Goldman eventually found a local shop to do some of the work on his beloved ex-cop car. While it was there, they got to talking about another Javelin in Goldman’s garage, a similar-but-different 1972 Javelin SST. “It didn’t need a lot of work,” Goldman told me, “and the guy at the shop said we should bring it over and finish that one because it wouldn’t take more than a couple of weeks.” Of course, one thing led to another, and “we ended up stripping the car down to the bare metal. Ironic, because one of the car’s main selling points when I got it was the fact that it had just gotten a new paint job,” he said. Ah, the life of a car collector. After new paint was applied, Goldman brought the ’72 back to his garage and at the same time, unceremoniously, the old police car was also brought back, unfinished, as the guy at the garage no longer had time for it. The ’72 is now undergoing a complete transformation from the original fancy SST to a base-model Javelin clone. At this point it sits with no interior or engine, but it’s wearing a beautiful Bittersweet Orange paint job, and all of the panel gaps have been painstakingly set to what are probably better-than-factory spec.

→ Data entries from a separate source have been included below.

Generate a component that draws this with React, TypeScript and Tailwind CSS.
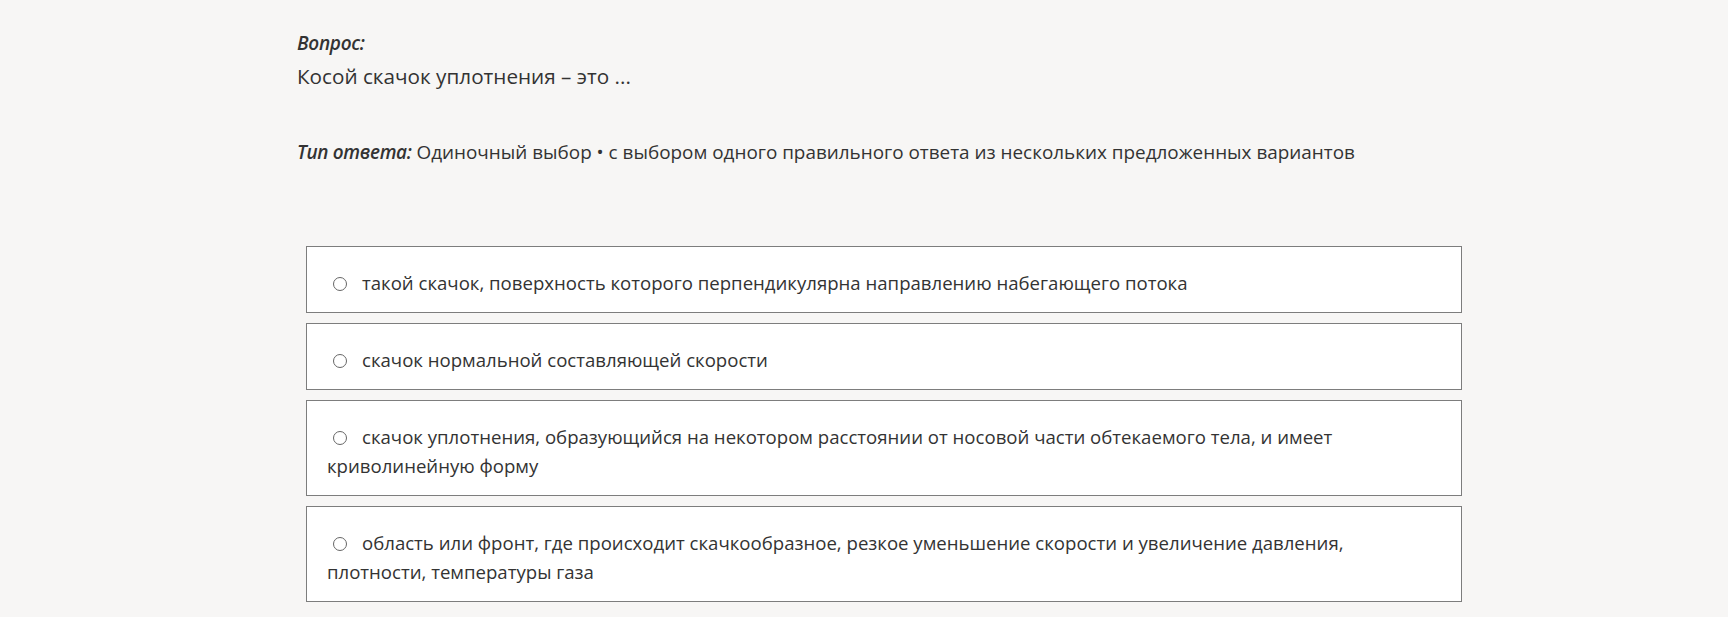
const options = [
  "такой скачок, поверхность которого перпендикулярна направлению набегающего потока",
  "скачок нормальной составляющей скорости",
  "скачок уплотнения, образующийся на некотором расстоянии от носовой части обтекаемого тела, и имеет криволинейную форму",
  "область или фронт, где происходит скачкообразное, резкое уменьшение скорости и увеличение давления, плотности, температуры газа",
];

const Radio = () => (
  <span className="mr-[15px] ml-[6px] inline-block h-[14px] w-[14px] rounded-full border-[1.5px] border-[#666666] align-[-1px]" />
);

export default function App() {
  return (
    <div
      className="min-h-screen bg-[#f7f6f5] text-[#333333]"
      style={{ fontFamily: '"Open Sans", "Noto Sans", sans-serif' }}
    >
      <div className="pl-[297px] pr-[266px] pt-[30px]">
        <div className="text-[19px] font-semibold italic leading-[26px] tracking-[-0.3px]">Вопрос:</div>
        <div className="mt-[4px] text-[20.7px] leading-[32px]">Косой скачок уплотнения – это ...</div>

        <div className="mt-[47px] text-[18.9px] leading-[26px]">
          <span className="font-semibold italic tracking-[-0.3px]">Тип ответа:</span>{" "}
          Одиночный выбор • с выбором одного правильного ответа из нескольких предложенных вариантов
        </div>

        <div className="mt-[81px] ml-[9px] flex flex-col gap-[10px]">
          {options.map((text, i) => (
            <div
              key={i}
              className="border border-[#7d7d7d] bg-white px-[20px] pt-[21px] pb-[15px] text-[18.6px] leading-[29px]"
            >
              <Radio />
              {text}
            </div>
          ))}
        </div>
      </div>
    </div>
  );
}
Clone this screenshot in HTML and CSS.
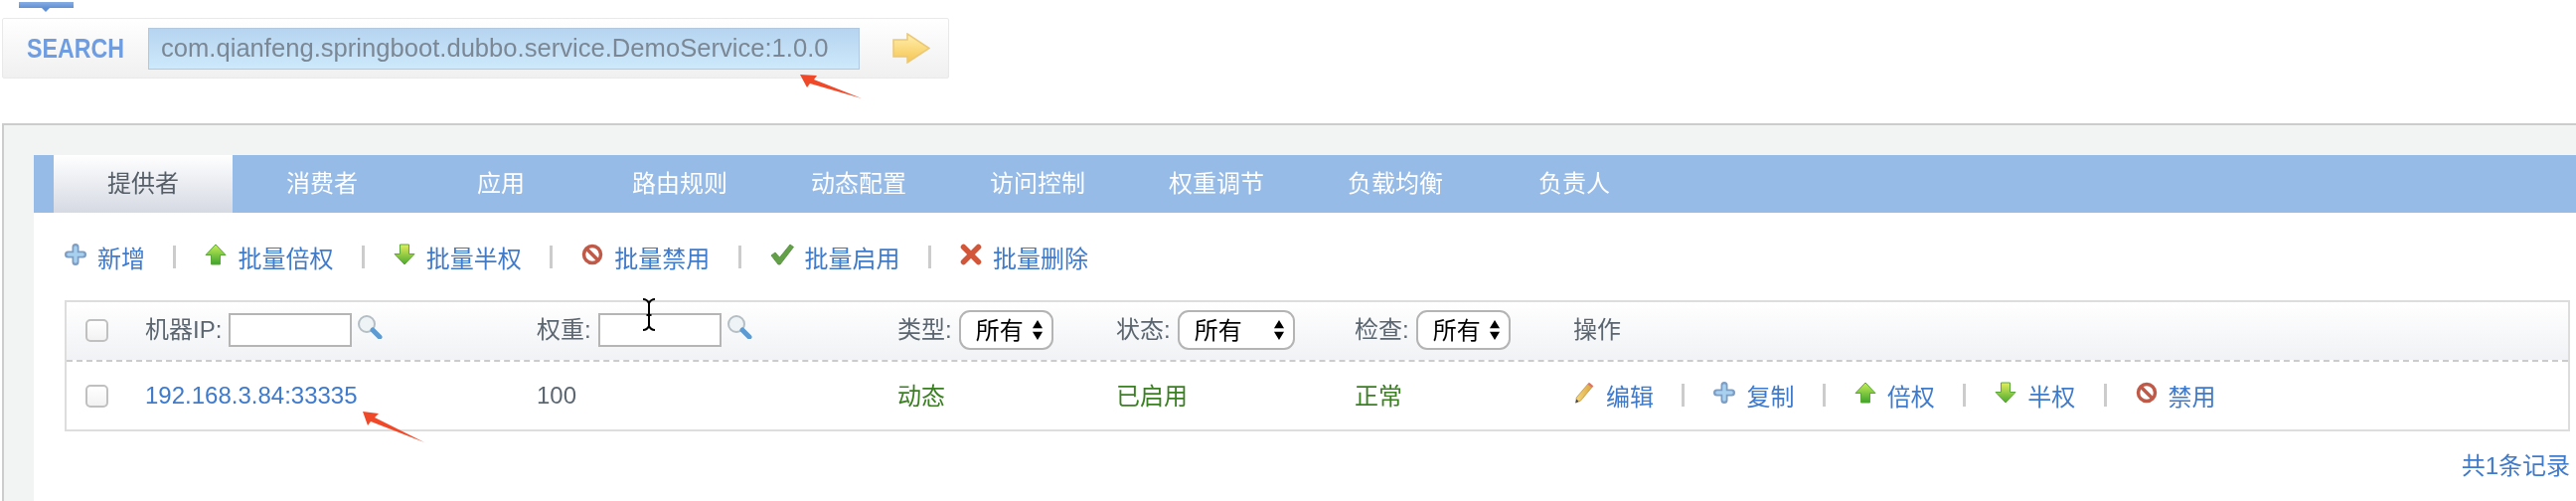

That orange paint color is worn by another car in Goldman’s garage, a 1969 AMC AMX, which is still all-original. The ’69s were the original, two-seat version of the AMX; later AMXes were an option package for the four-seat Javelin. “This one’s even got an eight-track tape player,” said Goldman, “my first one.” I asked him if it still works, but unfortunately he doesn’t have a tape to put in there. Maybe once the buzz gets out there someone will send him a gift. There’s one more AMC in the garage, another all-original red 1970 Javelin, which is very drivable—and my favorite of the Javelin body styles.
Lest you think Goldman is strictly addicted to old AMC products, there are a few other things in the garage. As do many other collectors, he owns a couple of Corvettes. Maybe not old enough for official “collectible” status for many, nonetheless they hold sentimental value for Goldman, as he bought them both new: a bronze 1984 four-speed with only 9,000 miles on the odometer, and a black 1990 ZR1 showing only 6,000.
Corvettes were produced in numbers sufficient as to not make them stand out much in a crowded parking lot. The same can’t be said for two other vehicles in Goldman’s garage. I’ll bet most readers haven’t seen an example of either of these in years, maybe decades (if ever). First off is a 1970 International-Harvester Scout. Yes, the tractor people. The Scout was a Jeep-like vehicle produced from 1961-1980. Goldman’s was bought in Arizona, and still looks showroom fresh. The entire top is removeable for fresh-air motoring. “It always gets lots of looks when the top’s off,” he told me, and although the removal process is somewhat awkward, “I’ve gotten the process down to a science.” When he took it to a local garage to have a snowplow attached, the owner was horrified and didn’t want to do it. “It’s too nice for this,” the guy said, but Goldman’s not one to buy something just to have it sit around. And the Scout is a plow-worthy vehicle.
And one more recent purchase, also over the internet, was another I-H vehicle, a 1970 pickup which the previous owner converted to a small dump truck. “I was looking for a pickup for my business,” Goldman said. (Among other ventures he owns what he’s calling “TheOldHouseDowntown” located next to the Statler, which he is restoring for use as an event venue, “and I found this one which a dealer took in a trade.” That previous owner did a frame-up restoration with all-new mechanicals, but that hasn’t stopped Goldman from letting it live the life of a work truck which it was born for. It’s carried coal, it’s carried loads to the dump, and in the future years I’m sure it will carry many memories for Howard Goldman, local businessman and modest car collector.